====== Supplied material ======

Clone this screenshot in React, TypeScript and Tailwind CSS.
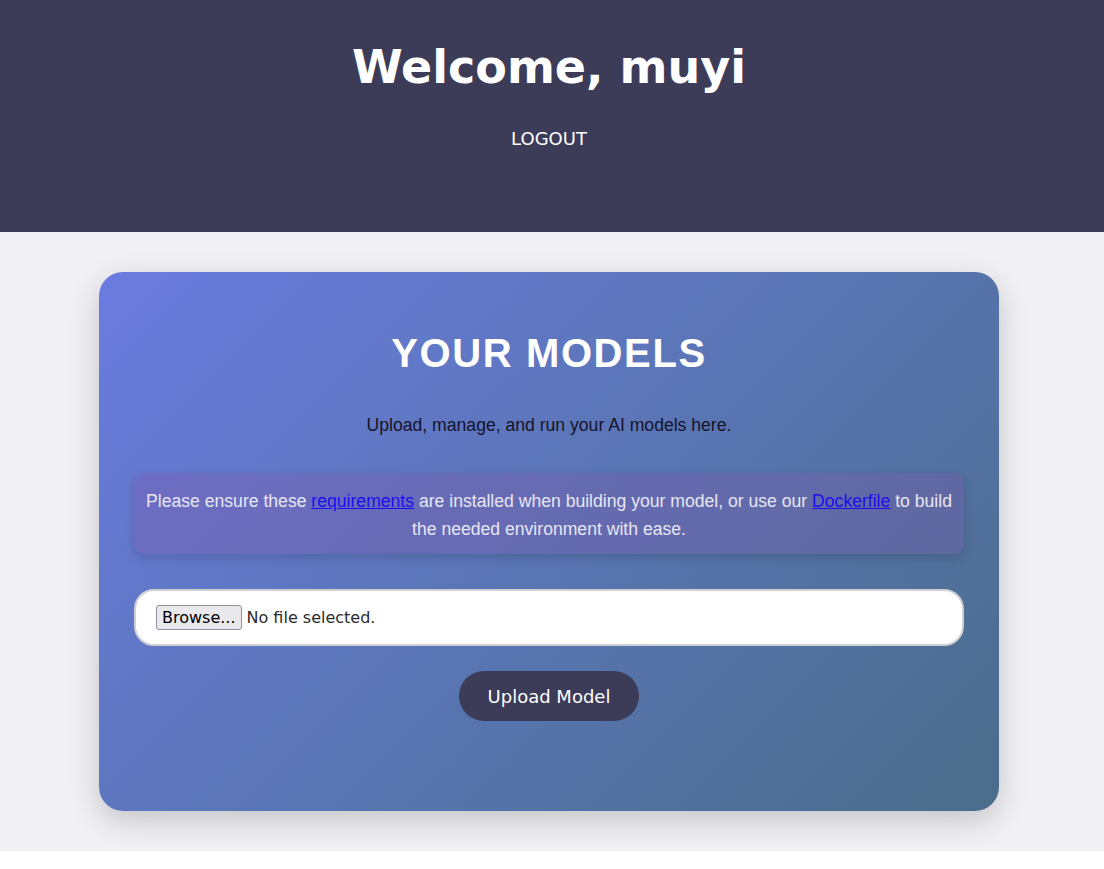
export default function App() {
  return (
    <div className="min-h-[869px] bg-white font-['DejaVu_Sans',sans-serif]">
      {/* Top bar */}
      <header className="h-[232px] bg-[#3c3b58] pt-[38px] pr-[6px] text-center text-white">
        <h1 className="text-[46px] font-bold leading-[58px]">Welcome, muyi</h1>
        <button className="mt-[32px] text-[18px] leading-[22px]">LOGOUT</button>
      </header>

      <main className="bg-[#f0f0f5] py-10 pr-[6px]">
        <section className="mx-auto w-[900px] rounded-[24px] bg-linear-135 from-[#6b7be0] to-[#4a6d8a] px-[35px] pt-[58px] pb-[90px] text-center shadow-[0_10px_30px_rgba(0,0,0,0.18)]">
          <h2 className="font-['Liberation_Sans',sans-serif] text-[40px] font-bold leading-[46px] tracking-[1.6px] text-white">
            YOUR MODELS
          </h2>
          <p className="mt-[39px] font-['Liberation_Sans',sans-serif] text-[17.6px] leading-[21px] text-[#14142a]">
            Upload, manage, and run your AI models here.
          </p>

          <div className="mt-[37px] rounded-[10px] bg-[#7a5aa8]/35 px-3 pt-[14px] pb-[11px] font-['Liberation_Sans',sans-serif] text-[17.6px] leading-[28px] text-[#e6e6f5] shadow-[0_4px_12px_rgba(0,0,0,0.15)]">
            Please ensure these{" "}
            <a href="#" className="text-[#1a0dee] underline">
              requirements
            </a>{" "}
            are installed when building your model, or use our{" "}
            <a href="#" className="text-[#1a0dee] underline">
              Dockerfile
            </a>{" "}
            to build the needed environment with ease.
          </div>

          <div className="mt-[35px] flex h-[57px] items-center rounded-[20px] border-2 border-[#cfcfd4] bg-white px-5 text-[16px] text-[#2b2b2b]">
            <span className="flex h-[25px] items-center rounded-[3px] border border-[#8f8f9d] bg-[#e9e9ed] px-[5px] text-black">
              Browse...
            </span>
            <span className="ml-[5px]">No file selected.</span>
          </div>

          <button className="mt-[25px] h-[50px] w-[180px] rounded-full bg-[#3c3b58] text-[18px] text-white">
            Upload Model
          </button>
        </section>
      </main>
    </div>
  );
}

======

Print the whole listing above once more, word for word, without its pictures.

▸ **Exercise output**:
Clone this screenshot in React, TypeScript and Tailwind CSS.
export default function App() {
  return (
    <div className="min-h-[869px] bg-white font-['DejaVu_Sans',sans-serif]">
      {/* Top bar */}
      <header className="h-[232px] bg-[#3c3b58] pt-[38px] pr-[6px] text-center text-white">
        <h1 className="text-[46px] font-bold leading-[58px]">Welcome, muyi</h1>
        <button className="mt-[32px] text-[18px] leading-[22px]">LOGOUT</button>
      </header>

      <main className="bg-[#f0f0f5] py-10 pr-[6px]">
        <section className="mx-auto w-[900px] rounded-[24px] bg-linear-135 from-[#6b7be0] to-[#4a6d8a] px-[35px] pt-[58px] pb-[90px] text-center shadow-[0_10px_30px_rgba(0,0,0,0.18)]">
          <h2 className="font-['Liberation_Sans',sans-serif] text-[40px] font-bold leading-[46px] tracking-[1.6px] text-white">
            YOUR MODELS
          </h2>
          <p className="mt-[39px] font-['Liberation_Sans',sans-serif] text-[17.6px] leading-[21px] text-[#14142a]">
            Upload, manage, and run your AI models here.
          </p>

          <div className="mt-[37px] rounded-[10px] bg-[#7a5aa8]/35 px-3 pt-[14px] pb-[11px] font-['Liberation_Sans',sans-serif] text-[17.6px] leading-[28px] text-[#e6e6f5] shadow-[0_4px_12px_rgba(0,0,0,0.15)]">
            Please ensure these{" "}
            <a href="#" className="text-[#1a0dee] underline">
              requirements
            </a>{" "}
            are installed when building your model, or use our{" "}
            <a href="#" className="text-[#1a0dee] underline">
              Dockerfile
            </a>{" "}
            to build the needed environment with ease.
          </div>

          <div className="mt-[35px] flex h-[57px] items-center rounded-[20px] border-2 border-[#cfcfd4] bg-white px-5 text-[16px] text-[#2b2b2b]">
            <span className="flex h-[25px] items-center rounded-[3px] border border-[#8f8f9d] bg-[#e9e9ed] px-[5px] text-black">
              Browse...
            </span>
            <span className="ml-[5px]">No file selected.</span>
          </div>

          <button className="mt-[25px] h-[50px] w-[180px] rounded-full bg-[#3c3b58] text-[18px] text-white">
            Upload Model
          </button>
        </section>
      </main>
    </div>
  );
}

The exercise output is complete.